[Start of DATA EXCERPTS]

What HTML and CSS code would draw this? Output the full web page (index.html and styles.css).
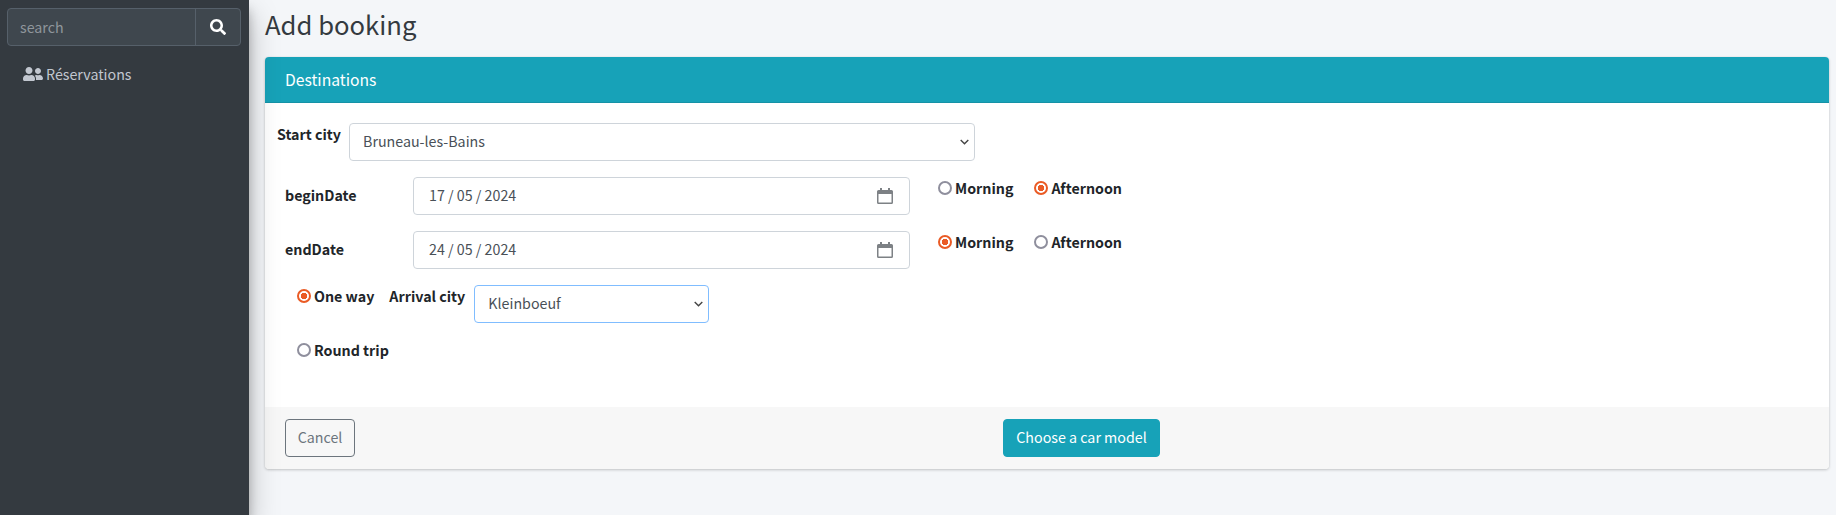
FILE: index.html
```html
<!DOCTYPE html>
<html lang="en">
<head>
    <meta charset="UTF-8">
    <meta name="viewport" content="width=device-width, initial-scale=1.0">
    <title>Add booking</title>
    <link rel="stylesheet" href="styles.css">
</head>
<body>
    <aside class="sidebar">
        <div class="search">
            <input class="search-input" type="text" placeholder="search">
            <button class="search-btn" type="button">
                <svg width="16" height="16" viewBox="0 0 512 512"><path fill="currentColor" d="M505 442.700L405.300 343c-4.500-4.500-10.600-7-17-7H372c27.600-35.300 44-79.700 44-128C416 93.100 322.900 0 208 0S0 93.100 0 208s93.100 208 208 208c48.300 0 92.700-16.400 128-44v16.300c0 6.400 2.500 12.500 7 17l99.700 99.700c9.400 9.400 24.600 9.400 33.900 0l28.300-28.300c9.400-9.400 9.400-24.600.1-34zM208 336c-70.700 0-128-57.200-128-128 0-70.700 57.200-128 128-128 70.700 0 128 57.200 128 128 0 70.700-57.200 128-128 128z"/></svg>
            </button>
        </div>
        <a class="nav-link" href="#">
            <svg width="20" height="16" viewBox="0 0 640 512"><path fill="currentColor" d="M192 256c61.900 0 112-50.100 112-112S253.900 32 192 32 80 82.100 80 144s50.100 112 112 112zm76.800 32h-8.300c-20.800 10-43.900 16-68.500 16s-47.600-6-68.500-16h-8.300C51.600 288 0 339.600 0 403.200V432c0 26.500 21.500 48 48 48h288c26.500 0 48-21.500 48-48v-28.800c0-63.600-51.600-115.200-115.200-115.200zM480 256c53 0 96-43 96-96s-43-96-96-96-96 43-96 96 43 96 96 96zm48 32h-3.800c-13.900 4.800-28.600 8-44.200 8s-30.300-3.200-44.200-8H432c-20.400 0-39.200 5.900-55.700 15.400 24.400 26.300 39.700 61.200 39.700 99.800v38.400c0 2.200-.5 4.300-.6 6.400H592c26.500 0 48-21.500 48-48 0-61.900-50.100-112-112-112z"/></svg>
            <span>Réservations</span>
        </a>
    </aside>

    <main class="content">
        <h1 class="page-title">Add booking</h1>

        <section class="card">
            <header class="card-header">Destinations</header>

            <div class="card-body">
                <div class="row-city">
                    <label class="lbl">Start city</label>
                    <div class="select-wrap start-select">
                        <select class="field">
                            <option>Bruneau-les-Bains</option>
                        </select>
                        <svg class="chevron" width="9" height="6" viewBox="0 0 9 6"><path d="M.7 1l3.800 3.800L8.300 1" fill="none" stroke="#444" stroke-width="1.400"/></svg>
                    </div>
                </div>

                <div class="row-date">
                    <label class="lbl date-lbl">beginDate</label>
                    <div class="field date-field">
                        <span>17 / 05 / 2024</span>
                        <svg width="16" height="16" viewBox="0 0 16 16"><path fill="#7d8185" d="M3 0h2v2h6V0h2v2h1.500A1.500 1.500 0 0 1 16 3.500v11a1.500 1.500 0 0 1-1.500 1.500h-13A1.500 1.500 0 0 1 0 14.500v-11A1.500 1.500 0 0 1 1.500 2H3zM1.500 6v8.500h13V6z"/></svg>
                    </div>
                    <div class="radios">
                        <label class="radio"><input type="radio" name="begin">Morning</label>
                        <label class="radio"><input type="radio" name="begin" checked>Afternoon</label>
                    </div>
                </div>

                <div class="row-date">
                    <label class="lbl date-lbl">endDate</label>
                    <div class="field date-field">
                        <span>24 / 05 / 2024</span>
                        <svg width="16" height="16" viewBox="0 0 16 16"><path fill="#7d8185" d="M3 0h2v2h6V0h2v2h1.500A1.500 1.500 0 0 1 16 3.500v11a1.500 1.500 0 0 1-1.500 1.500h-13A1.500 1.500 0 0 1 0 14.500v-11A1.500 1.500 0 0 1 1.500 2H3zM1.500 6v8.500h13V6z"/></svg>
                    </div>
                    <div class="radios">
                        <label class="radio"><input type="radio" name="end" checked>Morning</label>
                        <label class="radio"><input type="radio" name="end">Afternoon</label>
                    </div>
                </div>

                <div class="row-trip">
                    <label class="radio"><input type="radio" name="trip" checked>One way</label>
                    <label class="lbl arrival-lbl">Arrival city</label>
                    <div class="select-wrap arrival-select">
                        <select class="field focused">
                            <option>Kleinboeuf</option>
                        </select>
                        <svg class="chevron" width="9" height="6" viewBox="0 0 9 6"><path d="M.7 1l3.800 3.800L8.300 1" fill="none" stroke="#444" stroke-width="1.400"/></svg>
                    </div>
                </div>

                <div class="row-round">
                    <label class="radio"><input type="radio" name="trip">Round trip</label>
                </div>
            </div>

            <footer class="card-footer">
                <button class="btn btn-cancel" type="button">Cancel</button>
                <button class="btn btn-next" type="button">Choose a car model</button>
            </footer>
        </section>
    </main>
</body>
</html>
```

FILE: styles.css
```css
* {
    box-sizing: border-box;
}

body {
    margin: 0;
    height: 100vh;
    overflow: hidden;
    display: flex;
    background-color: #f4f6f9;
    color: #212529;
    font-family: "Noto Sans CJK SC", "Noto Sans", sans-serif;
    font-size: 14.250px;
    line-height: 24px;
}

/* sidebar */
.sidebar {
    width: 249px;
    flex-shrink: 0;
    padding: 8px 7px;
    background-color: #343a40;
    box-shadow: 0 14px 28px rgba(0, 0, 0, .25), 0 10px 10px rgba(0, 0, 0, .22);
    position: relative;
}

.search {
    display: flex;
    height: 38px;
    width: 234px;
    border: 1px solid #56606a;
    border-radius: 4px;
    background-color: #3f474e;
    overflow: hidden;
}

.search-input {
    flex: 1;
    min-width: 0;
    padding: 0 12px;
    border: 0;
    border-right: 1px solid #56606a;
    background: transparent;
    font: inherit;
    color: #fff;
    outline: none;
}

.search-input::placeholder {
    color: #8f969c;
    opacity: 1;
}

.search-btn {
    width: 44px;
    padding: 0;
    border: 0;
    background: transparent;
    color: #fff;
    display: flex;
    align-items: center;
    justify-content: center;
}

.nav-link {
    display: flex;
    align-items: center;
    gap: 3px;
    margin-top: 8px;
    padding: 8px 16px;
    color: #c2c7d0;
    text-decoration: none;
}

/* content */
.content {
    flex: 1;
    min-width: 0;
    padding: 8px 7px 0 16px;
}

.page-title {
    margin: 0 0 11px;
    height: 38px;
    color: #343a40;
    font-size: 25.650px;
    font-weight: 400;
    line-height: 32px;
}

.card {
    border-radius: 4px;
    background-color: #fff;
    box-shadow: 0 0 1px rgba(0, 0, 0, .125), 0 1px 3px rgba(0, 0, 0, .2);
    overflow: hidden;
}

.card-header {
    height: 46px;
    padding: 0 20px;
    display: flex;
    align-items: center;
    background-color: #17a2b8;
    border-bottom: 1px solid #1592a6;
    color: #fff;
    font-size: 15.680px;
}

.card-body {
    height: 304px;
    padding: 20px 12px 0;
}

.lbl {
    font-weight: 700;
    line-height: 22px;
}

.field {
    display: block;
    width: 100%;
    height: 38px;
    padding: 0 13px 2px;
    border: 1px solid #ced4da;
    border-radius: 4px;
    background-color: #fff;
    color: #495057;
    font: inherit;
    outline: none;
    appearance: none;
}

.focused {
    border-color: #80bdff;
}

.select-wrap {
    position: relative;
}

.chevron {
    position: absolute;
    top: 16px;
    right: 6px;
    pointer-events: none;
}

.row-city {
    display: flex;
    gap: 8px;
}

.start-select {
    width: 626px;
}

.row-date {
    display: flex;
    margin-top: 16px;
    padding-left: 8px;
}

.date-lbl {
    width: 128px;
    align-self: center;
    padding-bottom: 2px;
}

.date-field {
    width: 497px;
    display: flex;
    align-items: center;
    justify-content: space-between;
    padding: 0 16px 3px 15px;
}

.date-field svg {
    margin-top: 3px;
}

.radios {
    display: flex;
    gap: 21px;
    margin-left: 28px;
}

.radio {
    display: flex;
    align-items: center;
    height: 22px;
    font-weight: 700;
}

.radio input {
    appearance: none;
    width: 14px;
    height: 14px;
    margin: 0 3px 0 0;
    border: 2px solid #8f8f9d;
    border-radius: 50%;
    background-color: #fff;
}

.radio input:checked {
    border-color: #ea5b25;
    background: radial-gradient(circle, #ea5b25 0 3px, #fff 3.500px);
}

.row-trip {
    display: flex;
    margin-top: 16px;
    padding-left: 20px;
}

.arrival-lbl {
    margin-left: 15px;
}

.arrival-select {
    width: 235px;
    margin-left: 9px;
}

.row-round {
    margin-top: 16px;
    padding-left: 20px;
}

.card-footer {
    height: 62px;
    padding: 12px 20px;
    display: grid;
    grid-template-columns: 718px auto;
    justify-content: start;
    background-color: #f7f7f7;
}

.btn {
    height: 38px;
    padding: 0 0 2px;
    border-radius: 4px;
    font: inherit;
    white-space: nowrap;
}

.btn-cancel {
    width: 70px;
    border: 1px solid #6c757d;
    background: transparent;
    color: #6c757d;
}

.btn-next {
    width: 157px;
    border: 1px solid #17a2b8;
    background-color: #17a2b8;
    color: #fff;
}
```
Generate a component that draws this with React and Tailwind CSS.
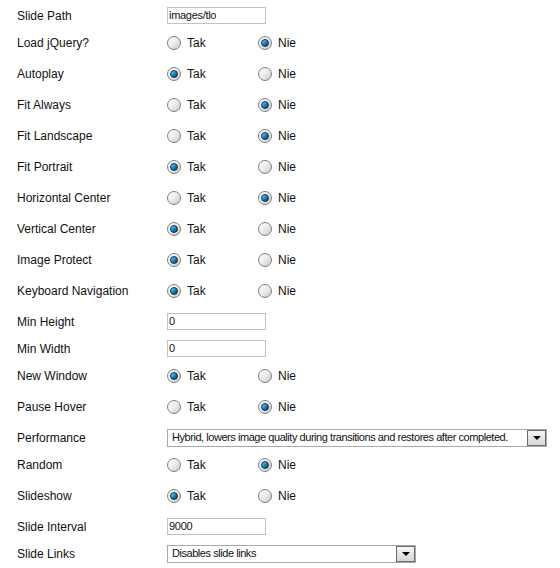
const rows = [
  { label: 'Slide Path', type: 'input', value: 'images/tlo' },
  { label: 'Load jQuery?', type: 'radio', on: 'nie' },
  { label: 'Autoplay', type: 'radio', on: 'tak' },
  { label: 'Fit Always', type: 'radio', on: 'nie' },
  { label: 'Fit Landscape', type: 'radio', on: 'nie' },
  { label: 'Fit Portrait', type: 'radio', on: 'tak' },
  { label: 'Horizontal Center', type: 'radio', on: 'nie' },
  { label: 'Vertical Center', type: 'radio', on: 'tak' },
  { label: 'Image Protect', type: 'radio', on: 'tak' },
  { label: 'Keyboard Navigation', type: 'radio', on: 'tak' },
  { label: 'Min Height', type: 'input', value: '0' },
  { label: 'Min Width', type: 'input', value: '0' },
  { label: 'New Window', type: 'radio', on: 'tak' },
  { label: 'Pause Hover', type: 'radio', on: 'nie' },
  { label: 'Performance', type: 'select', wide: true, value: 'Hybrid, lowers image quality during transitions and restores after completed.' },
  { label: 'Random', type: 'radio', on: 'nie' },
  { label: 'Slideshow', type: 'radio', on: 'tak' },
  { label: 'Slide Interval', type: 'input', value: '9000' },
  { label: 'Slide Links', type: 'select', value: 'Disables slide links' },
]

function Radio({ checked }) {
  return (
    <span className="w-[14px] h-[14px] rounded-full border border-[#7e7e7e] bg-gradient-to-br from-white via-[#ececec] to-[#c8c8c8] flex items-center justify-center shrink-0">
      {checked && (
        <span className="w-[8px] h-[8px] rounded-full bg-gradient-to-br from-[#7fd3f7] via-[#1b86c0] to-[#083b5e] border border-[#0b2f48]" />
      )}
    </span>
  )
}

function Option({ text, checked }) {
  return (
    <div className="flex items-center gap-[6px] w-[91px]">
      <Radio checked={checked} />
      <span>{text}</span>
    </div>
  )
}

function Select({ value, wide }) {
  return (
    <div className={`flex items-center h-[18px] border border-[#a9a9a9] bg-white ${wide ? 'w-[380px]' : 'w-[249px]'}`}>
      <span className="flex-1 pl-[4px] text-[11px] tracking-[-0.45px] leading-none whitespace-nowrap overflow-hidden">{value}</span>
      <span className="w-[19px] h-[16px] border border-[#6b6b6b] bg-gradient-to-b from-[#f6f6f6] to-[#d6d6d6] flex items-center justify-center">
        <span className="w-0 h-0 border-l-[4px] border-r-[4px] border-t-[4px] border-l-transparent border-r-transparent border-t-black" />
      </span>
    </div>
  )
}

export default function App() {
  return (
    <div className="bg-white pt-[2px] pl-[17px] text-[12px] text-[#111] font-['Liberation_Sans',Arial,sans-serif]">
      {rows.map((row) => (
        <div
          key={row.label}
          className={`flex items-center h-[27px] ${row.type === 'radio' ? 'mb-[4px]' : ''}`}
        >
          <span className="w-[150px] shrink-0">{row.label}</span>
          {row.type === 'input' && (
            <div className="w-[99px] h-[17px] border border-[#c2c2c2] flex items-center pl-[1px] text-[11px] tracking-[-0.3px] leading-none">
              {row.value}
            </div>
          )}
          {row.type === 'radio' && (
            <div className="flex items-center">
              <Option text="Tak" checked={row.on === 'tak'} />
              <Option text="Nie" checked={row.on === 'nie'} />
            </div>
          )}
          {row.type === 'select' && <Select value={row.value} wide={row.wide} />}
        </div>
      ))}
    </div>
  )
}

[End of DATA EXCERPTS]

### PROBLEM DETAILS
In the records above, collect each line with "full".

### EXERCISE RESULT
What HTML and CSS code would draw this? Output the full web page (index.html and styles.css).
    <span className="w-[14px] h-[14px] rounded-full border border-[#7e7e7e] bg-gradient-to-br from-white via-[#ececec] to-[#c8c8c8] flex items-center justify-center shrink-0">
        <span className="w-[8px] h-[8px] rounded-full bg-gradient-to-br from-[#7fd3f7] via-[#1b86c0] to-[#083b5e] border border-[#0b2f48]" />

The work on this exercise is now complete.